Todos los pueblos hermanos de la Patria Grande guardan en su memoria antigua el recuerdo vivo de la mortífera conquista y, en la reciente, el tratamiento saqueador del capital financiero español: Iberdorla, Repsol, Fenosa, Endesa, Telefónica… van dejando tras sí un triste reguero de represión, explotaciones y miseria. Así se explica que en Buenos Aires, ciudad de gentes amigas que suelen escrachar a Garzón y que defienden apasionadamente a nuestros presos, la iniciativa de Askapena haya encontrado una respuesta espectacular. Defensores de los Derechos Humanos, integrantes de movimientos sociales, sindicalistas, parlamentarios, intelectuales, dirigentes políticos, periodistas se constituyeron en juzgado popular y celebraron un juicio ético contra el imperialista Estado español.

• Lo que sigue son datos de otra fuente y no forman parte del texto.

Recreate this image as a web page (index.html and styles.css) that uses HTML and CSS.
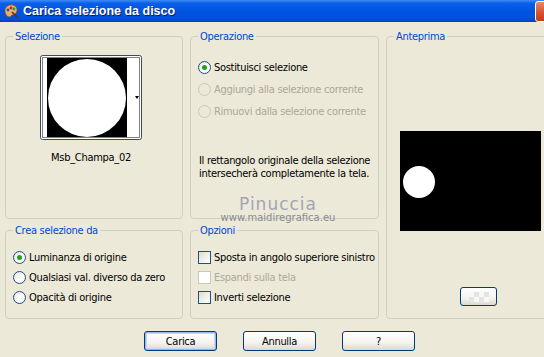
FILE: index.html
```html
<!DOCTYPE html>
<html lang="it">
<head>
    <meta charset="UTF-8">
    <title>Carica selezione da disco</title>
    <link rel="stylesheet" href="styles.css">
</head>
<body>
    <div class="titlebar">
        <svg class="app-icon" width="16" height="16" viewBox="0 0 16 16">
            <path d="M2 9 C1 4 6 1 10 2 C14 3 15 7 13 10 C11 13 9 11 8 13 C7 15 3 14 2 9 Z" fill="#e8b070" stroke="#8a4a20" stroke-width="0.8"/>
            <circle cx="5" cy="7" r="1.4" fill="#2050d0"/>
            <circle cx="8" cy="5" r="1.4" fill="#d02020"/>
            <circle cx="11" cy="6" r="1.4" fill="#20a030"/>
            <path d="M9 9 L15 15" stroke="#603010" stroke-width="1.6"/>
        </svg>
        <span class="title">Carica selezione da disco</span>
        <span class="close-btn"></span>
    </div>

    <div class="dialog">
        <div class="groups">
            <fieldset class="group sel-group">
                <legend>Selezione</legend>
                <div class="thumb">
                    <svg width="102" height="85" viewBox="0 0 102 85">
                        <rect x="0.5" y="0.5" width="101" height="84" rx="2" fill="#fff" stroke="#3c4a5a"/>
                        <rect x="2.5" y="2.5" width="97" height="80" fill="none" stroke="#000" stroke-dasharray="1 1"/>
                        <rect x="7" y="3" width="80" height="79" fill="#000"/>
                        <circle cx="47" cy="43" r="39" fill="#fff"/>
                        <path d="M95 41 L99 41 L97 44 Z" fill="#000"/>
                    </svg>
                </div>
                <div class="thumb-name">Msb_Champa_02</div>
            </fieldset>

            <fieldset class="group op-group">
                <legend>Operazione</legend>
                <div class="options op-options">
                    <div class="opt"><span class="radio checked"></span>Sostituisci selezione</div>
                    <div class="opt disabled"><span class="radio"></span>Aggiungi alla selezione corrente</div>
                    <div class="opt disabled"><span class="radio"></span>Rimuovi dalla selezione corrente</div>
                </div>
                <p class="info">Il rettangolo originale della selezione<br>intersecherà completamente la tela.</p>
            </fieldset>

            <fieldset class="group preview-group">
                <legend>Anteprima</legend>
                <div class="preview">
                    <svg width="141" height="100" viewBox="0 0 141 100">
                        <rect width="141" height="100" fill="#000"/>
                        <circle cx="19" cy="51" r="16" fill="#fff"/>
                    </svg>
                </div>
                <button class="btn small-btn"><span class="checker"></span></button>
            </fieldset>

            <fieldset class="group">
                <legend>Crea selezione da</legend>
                <div class="options">
                    <div class="opt"><span class="radio checked"></span>Luminanza di origine</div>
                    <div class="opt"><span class="radio"></span>Qualsiasi val. diverso da zero</div>
                    <div class="opt"><span class="radio"></span>Opacità di origine</div>
                </div>
            </fieldset>

            <fieldset class="group">
                <legend>Opzioni</legend>
                <div class="options">
                    <div class="opt"><span class="check"></span>Sposta in angolo superiore sinistro</div>
                    <div class="opt disabled"><span class="check"></span>Espandi sulla tela</div>
                    <div class="opt"><span class="check"></span>Inverti selezione</div>
                </div>
            </fieldset>
        </div>

        <div class="buttons">
            <button class="btn default-btn">Carica</button>
            <button class="btn">Annulla</button>
            <button class="btn">?</button>
        </div>

        <div class="watermark">
            <span class="wm-name">Pinuccia</span>
            <span class="wm-url">www.maidiregrafica.eu</span>
        </div>
    </div>
</body>
</html>
```

FILE: styles.css
```css
body {
    margin: 0;
    width: 544px;
    height: 357px;
    overflow: hidden;
    background: #ece9d8;
    font-family: 'DejaVu Sans Condensed', 'Liberation Sans', sans-serif;
    font-size: 11px;
    letter-spacing: -0.3px;
    color: #000;
}
.titlebar {
    height: 22px;
    display: flex;
    align-items: center;
    background: linear-gradient(to bottom, #3d8cf5 0%, #0a5fe8 15%, #0054e3 50%, #0150dc 85%, #0a3fb8 100%);
    padding-left: 3px;
}
.app-icon {
    flex-shrink: 0;
}
.title {
    margin-left: 4px;
    color: #fff;
    font-family: 'Liberation Sans', Arial, sans-serif;
    font-weight: bold;
    font-size: 12.5px;
    letter-spacing: 0;
    text-shadow: 1px 1px 0 #0a1f70;
}
.close-btn {
    margin-left: auto;
    margin-right: -14px;
    width: 21px;
    height: 19px;
    border: 1px solid #fff;
    border-radius: 3px;
    background: linear-gradient(to bottom, #e88a6a, #d4502e 60%, #c23c1c);
}
.dialog {
    position: relative;
    padding: 8px 0 0 5px;
}
.groups {
    display: grid;
    grid-template-columns: 178px 189px 170px;
    grid-template-rows: 189px 95px;
    column-gap: 7px;
    row-gap: 5px;
}
.group {
    margin: 0;
    padding: 0 7px;
    min-width: 0;
    border: 1px solid #d0d0bf;
    border-radius: 4px;
    box-sizing: border-box;
}
.group legend {
    padding: 0 2px;
    color: #0046d5;
    line-height: 13px;
}
.preview-group {
    grid-row: 1 / 3;
    grid-column: 3;
}
.thumb {
    display: flex;
    justify-content: center;
    margin-top: 12px;
    margin-right: 6px;
}
.thumb svg {
    display: block;
}
.thumb-name {
    text-align: center;
    margin-top: 11px;
    margin-right: 6px;
}
.options {
    display: flex;
    flex-direction: column;
    margin-top: 10px;
}
.op-options {
    margin-top: 13px;
}
.opt {
    display: flex;
    align-items: center;
    height: 20px;
    gap: 3px;
    white-space: nowrap;
}
.op-options .opt {
    height: 22px;
}
.opt.disabled {
    color: #aca899;
}
.radio {
    width: 11px;
    height: 11px;
    border: 1px solid #1c5180;
    border-radius: 50%;
    background: radial-gradient(circle at 65% 65%, #fff 30%, #dcdcd7);
    position: relative;
    flex-shrink: 0;
}
.radio.checked::after {
    content: "";
    position: absolute;
    left: 3px;
    top: 3px;
    width: 5px;
    height: 5px;
    border-radius: 50%;
    background: #21a121;
}
.disabled .radio {
    border-color: #cac8bb;
    background: none;
}
.check {
    width: 11px;
    height: 11px;
    border: 1px solid #1c5180;
    background: linear-gradient(135deg, #dcdcd7, #fff);
    flex-shrink: 0;
}
.disabled .check {
    border-color: #cac8bb;
    background: #fff;
}
.info {
    margin: 32px 0 0 1px;
    line-height: 13px;
    white-space: nowrap;
}
.preview {
    margin: 88px 0 0 6px;
}
.preview svg {
    display: block;
}
.btn {
    width: 73px;
    height: 20px;
    padding: 0;
    font-family: 'DejaVu Sans Condensed', 'Liberation Sans', sans-serif;
    font-size: 11px;
    letter-spacing: -0.3px;
    color: #000;
    border: 1px solid #003c74;
    border-radius: 3px;
    background: linear-gradient(to bottom, #fff, #f4f3ee 60%, #dcd9cc);
}
.default-btn {
    box-shadow: inset 0 0 0 1px #98b8ea, inset 0 0 0 2px #c6d8f6;
}
.small-btn {
    display: flex;
    align-items: center;
    justify-content: center;
    width: 37px;
    height: 19px;
    margin: 56px 0 0 66px;
}
.checker {
    width: 20px;
    height: 10px;
    background: repeating-conic-gradient(#e4e4e4 0 25%, #f8f8f8 0 50%) 0 0 / 10px 10px;
}
.buttons {
    display: flex;
    gap: 26px;
    margin-top: 12px;
    padding-left: 139px;
}
.watermark {
    position: absolute;
    left: 218px;
    top: 174px;
    width: 120px;
    display: flex;
    flex-direction: column;
    align-items: center;
    pointer-events: none;
    letter-spacing: 0;
}
.wm-name {
    font-family: 'DejaVu Sans', sans-serif;
    font-size: 17px;
    letter-spacing: 1px;
    color: #a4a4b4;
    line-height: 16px;
}
.wm-url {
    font-family: 'DejaVu Sans', sans-serif;
    font-size: 10px;
    color: #8a8a96;
    line-height: 11px;
}
```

La propuesta de juzgar a los juzgadores, como no podía ser de otra forma, ha encontrado eco especial en Euskal Herria. Estamos hartos de humillaciones coloniales, de juicios políticos y de encarcelamientos absurdos. Ha llegado la hora de acabar con la prolongada ocupación que soportamos. La iniciativa de Askapena confirma que la conciencia de este pueblo sigue viva y que sus llamamientos a la dignidad provocan oleadas de ilusión. El 12 de octubre se dictará sentencia en Iruñea. Tengo para mí que, ese día, el Estado español va a recibir un descomunal zapatazo.